In March I mentioned if you ever wanted to buy me food, sushi or fried chicken would be best. I should specify good fried chicken, with the meat on the bone. Pieces parts mashed into a “tender” or a “nugget” is not fried chicken. And I am not talking the Tabasco-sauce flavored Bojangles or the overhyped, overspiced Kentucky Fried Chicken. Supermarket versions are dried-out failures dreaming of being true fried chicken but ended up in a nightmare of heat lamps. Church’s and Bush’s are tolerable to very good depending on the day, cook, and my desperation.

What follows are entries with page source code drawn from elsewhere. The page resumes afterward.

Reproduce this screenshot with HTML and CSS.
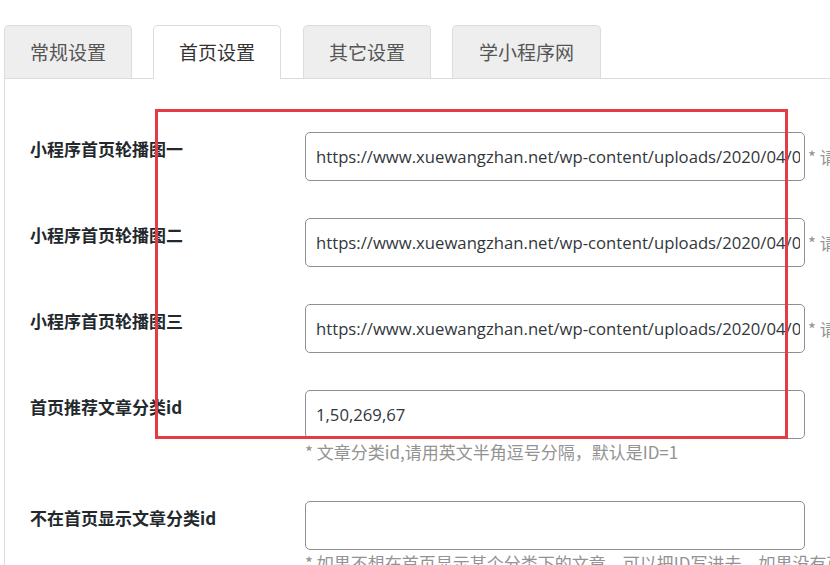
FILE: index.html
```html
<!DOCTYPE html>
<html lang="zh-CN">
<head>
<meta charset="utf-8">
<title>首页设置</title>
<link rel="stylesheet" href="styles.css">
</head>
<body>
<div class="page">
  <nav class="tabs">
    <a class="tab">常规设置</a>
    <a class="tab active">首页设置</a>
    <a class="tab">其它设置</a>
    <a class="tab">学小程序网</a>
  </nav>
  <div class="panel">
    <div class="form">
      <div class="row">
        <div class="label">小程序首页轮播图一</div>
        <div class="field inline">
          <input class="text" type="text" value="https://www.xuewangzhan.net/wp-content/uploads/2020/04/0411-banner1.jpg">
          <span class="desc">* 请输入轮播图片地址</span>
        </div>
      </div>
      <div class="row">
        <div class="label">小程序首页轮播图二</div>
        <div class="field inline">
          <input class="text" type="text" value="https://www.xuewangzhan.net/wp-content/uploads/2020/04/0411-banner2.jpg">
          <span class="desc">* 请输入轮播图片地址</span>
        </div>
      </div>
      <div class="row">
        <div class="label">小程序首页轮播图三</div>
        <div class="field inline">
          <input class="text" type="text" value="https://www.xuewangzhan.net/wp-content/uploads/2020/04/0411-banner3.jpg">
          <span class="desc">* 请输入轮播图片地址</span>
        </div>
      </div>
      <div class="row">
        <div class="label">首页推荐文章分类id</div>
        <div class="field">
          <input class="text" type="text" value="1,50,269,67">
          <p class="desc">* 文章分类id,请用英文半角逗号分隔，默认是ID=1</p>
        </div>
      </div>
      <div class="row">
        <div class="label">不在首页显示文章分类id</div>
        <div class="field">
          <input class="text" type="text" value="">
          <p class="desc">* 如果不想在首页显示某个分类下的文章，可以把ID写进去，如果没有可以不填</p>
        </div>
      </div>
    </div>
  </div>
  <div class="annotation"></div>
</div>
</body>
</html>
```
FILE: styles.css
```css
html, body {
  margin: 0;
  padding: 0;
  background: #ffffff;
  overflow: hidden;
}
body {
  width: 830px;
  height: 565px;
  font-family: "Noto Sans CJK SC", "Open Sans", sans-serif;
  color: #23282d;
}
.page {
  position: relative;
  height: 565px;
  overflow: hidden;
}
.tabs {
  display: flex;
  padding: 25px 0 0 4px;
  gap: 21px;
}
.tab {
  display: block;
  box-sizing: border-box;
  height: 53px;
  padding: 0 25px;
  font-size: 19px;
  line-height: 52px;
  color: #555555;
  background: #eeeeee;
  border: 1px solid #dcdcdc;
  border-bottom: none;
  border-radius: 5px 5px 0 0;
  white-space: nowrap;
  position: relative;
  z-index: 1;
}
.tab.active {
  background: #ffffff;
  color: #333333;
  height: 54px;
  margin-bottom: -1px;
}
.tab:nth-child(3) {
  margin-left: 1px;
}
.tab:nth-child(4) {
  padding: 0 26px;
}
.panel {
  border-top: 1px solid #dcdcdc;
  border-left: 1px solid #dcdcdc;
  margin-left: 4px;
  padding-left: 25px;
  height: 600px;
}
.form {
  padding-top: 53px;
}
.row {
  display: grid;
  grid-template-columns: 275px 1fr;
  margin-bottom: 37px;
}
.label {
  font-size: 17px;
  font-weight: bold;
  line-height: 24px;
  padding-top: 5px;
  color: #23282d;
  white-space: nowrap;
}
.field {
  min-width: 0;
}
.field.inline {
  display: flex;
  align-items: center;
  gap: 3px;
  white-space: nowrap;
}
.text {
  box-sizing: border-box;
  width: 500px;
  height: 49px;
  margin: 0;
  padding: 0 4px 0 10px;
  flex: none;
  border: 1px solid #8c8f94;
  border-radius: 5px;
  background: #ffffff;
  font-family: "Open Sans", "Noto Sans CJK SC", sans-serif;
  font-size: 16.7px;
  color: #32373c;
  outline: none;
}
.desc {
  margin: 0;
  font-size: 17px;
  line-height: 25px;
  color: #939393;
  white-space: nowrap;
}
.annotation {
  position: absolute;
  left: 155px;
  top: 109px;
  width: 633px;
  height: 330px;
  box-sizing: border-box;
  border: 3px solid #e33c44;
  pointer-events: none;
}
```
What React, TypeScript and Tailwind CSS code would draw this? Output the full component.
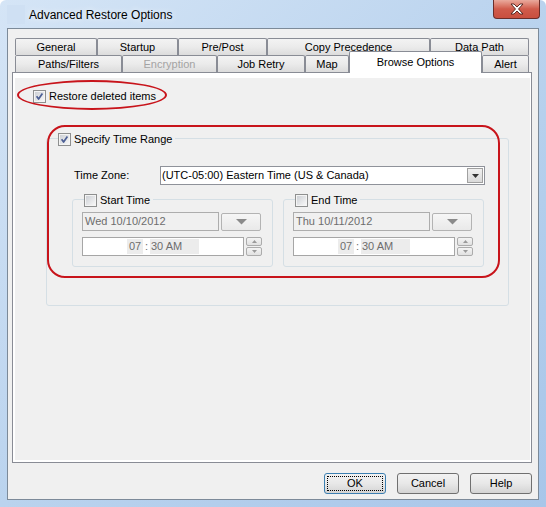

If you are in Charlotte, the peanut-oil cooked Price’s Chicken Coop is the best.
I could wax poetic about fried chicken, or you can just listen to Queen’s One Vision – “One flesh, one bone, one true religion.” Hmmm. Fried Chicken.
So why does Price beat out KFC and Bo-time? The perfect crunch.
The perfect cook too. The wonderful nutty, buttery, taste of fat-chained polymers after deep frying. Price’s has it down to a mass-produced science. Price’s fortunately for my waistline is 45 minutes away, awkward to get to, has no parking, and is not a eat-in restaurant.
Inverse Science did an excellent write up about the chemistry of creating Fried Chicken and the biology of why we like eating fried chicken on June 20, 2017: The Noisy Science of Why Crispy Fried Chicken is Delicious. Watch it and geek about science and food at the same time!